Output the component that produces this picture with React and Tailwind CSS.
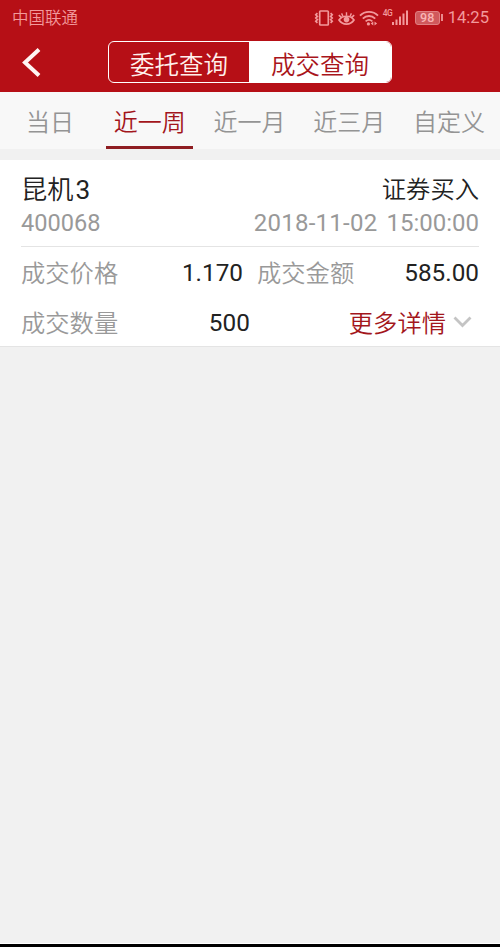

---

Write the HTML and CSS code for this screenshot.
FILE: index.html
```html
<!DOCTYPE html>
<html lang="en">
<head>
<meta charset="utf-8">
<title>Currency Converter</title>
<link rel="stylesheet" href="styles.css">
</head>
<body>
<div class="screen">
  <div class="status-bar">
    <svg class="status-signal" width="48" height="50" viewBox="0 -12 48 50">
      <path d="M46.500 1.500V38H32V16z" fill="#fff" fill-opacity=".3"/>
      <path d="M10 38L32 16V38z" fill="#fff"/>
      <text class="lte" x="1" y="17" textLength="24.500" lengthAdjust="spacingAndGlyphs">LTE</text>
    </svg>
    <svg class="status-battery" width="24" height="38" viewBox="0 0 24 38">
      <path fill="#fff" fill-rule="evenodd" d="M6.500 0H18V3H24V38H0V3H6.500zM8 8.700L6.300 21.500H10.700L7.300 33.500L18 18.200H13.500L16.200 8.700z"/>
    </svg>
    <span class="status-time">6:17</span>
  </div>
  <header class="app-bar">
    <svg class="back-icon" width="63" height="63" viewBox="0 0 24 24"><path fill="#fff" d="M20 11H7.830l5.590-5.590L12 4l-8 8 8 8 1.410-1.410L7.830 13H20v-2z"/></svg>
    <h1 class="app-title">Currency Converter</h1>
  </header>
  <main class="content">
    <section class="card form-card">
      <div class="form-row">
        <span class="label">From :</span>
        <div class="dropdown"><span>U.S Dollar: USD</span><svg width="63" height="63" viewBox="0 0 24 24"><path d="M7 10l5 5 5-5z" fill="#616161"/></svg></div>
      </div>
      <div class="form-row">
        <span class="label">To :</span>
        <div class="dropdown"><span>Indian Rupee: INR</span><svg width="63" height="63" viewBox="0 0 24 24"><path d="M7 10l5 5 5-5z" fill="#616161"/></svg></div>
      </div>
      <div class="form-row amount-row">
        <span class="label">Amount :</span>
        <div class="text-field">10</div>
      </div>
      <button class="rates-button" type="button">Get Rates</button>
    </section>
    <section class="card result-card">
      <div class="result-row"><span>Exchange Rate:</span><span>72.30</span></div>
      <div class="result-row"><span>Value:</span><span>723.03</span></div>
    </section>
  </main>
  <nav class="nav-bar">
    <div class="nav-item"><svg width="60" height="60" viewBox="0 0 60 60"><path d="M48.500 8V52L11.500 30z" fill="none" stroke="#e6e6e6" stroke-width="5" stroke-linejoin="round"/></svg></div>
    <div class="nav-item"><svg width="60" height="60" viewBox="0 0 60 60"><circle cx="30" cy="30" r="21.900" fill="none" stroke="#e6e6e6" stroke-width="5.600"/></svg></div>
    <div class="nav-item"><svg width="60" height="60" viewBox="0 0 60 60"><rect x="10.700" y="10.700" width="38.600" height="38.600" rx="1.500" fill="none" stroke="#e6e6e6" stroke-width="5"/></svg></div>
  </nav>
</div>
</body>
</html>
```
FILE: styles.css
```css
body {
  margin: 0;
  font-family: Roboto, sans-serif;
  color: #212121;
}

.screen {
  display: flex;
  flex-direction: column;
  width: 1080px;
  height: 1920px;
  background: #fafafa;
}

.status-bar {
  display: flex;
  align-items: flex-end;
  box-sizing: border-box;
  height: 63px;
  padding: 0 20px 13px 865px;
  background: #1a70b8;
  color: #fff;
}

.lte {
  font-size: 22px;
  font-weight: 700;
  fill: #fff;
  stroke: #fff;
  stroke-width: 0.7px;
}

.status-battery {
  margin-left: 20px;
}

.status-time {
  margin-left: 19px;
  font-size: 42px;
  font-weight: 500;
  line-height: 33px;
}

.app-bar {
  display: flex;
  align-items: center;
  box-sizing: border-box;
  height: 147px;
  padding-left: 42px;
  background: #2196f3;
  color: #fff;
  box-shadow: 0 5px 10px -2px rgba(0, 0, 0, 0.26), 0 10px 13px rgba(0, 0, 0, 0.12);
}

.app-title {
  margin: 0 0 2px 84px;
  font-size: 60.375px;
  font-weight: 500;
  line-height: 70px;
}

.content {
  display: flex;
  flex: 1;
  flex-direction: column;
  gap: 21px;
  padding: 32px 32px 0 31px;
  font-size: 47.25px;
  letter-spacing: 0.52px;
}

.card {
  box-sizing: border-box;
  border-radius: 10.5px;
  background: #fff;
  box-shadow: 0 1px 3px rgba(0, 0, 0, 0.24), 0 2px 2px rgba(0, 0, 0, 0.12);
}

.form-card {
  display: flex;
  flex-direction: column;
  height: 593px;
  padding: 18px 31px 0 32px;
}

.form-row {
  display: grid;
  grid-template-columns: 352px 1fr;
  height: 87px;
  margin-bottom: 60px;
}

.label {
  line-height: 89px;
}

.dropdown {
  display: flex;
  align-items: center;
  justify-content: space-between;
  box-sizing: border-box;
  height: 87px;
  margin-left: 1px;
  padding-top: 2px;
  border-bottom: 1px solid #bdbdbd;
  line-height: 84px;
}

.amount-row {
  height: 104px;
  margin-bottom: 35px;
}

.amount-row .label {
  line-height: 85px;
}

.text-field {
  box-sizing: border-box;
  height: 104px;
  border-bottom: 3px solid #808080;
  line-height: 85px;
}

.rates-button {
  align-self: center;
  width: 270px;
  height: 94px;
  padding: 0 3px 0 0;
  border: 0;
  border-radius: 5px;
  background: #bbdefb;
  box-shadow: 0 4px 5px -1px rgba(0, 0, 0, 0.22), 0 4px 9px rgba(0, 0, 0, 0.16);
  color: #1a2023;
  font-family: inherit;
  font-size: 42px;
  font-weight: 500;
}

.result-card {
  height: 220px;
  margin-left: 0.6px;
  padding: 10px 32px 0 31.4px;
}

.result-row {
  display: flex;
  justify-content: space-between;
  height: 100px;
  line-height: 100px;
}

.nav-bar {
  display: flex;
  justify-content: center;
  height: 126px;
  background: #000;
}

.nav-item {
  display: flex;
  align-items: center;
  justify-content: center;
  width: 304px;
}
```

▶ _Written problem_:
Of the lines above, how many include the word "this"? Reply with the number only.

▶ _Task answer_:
2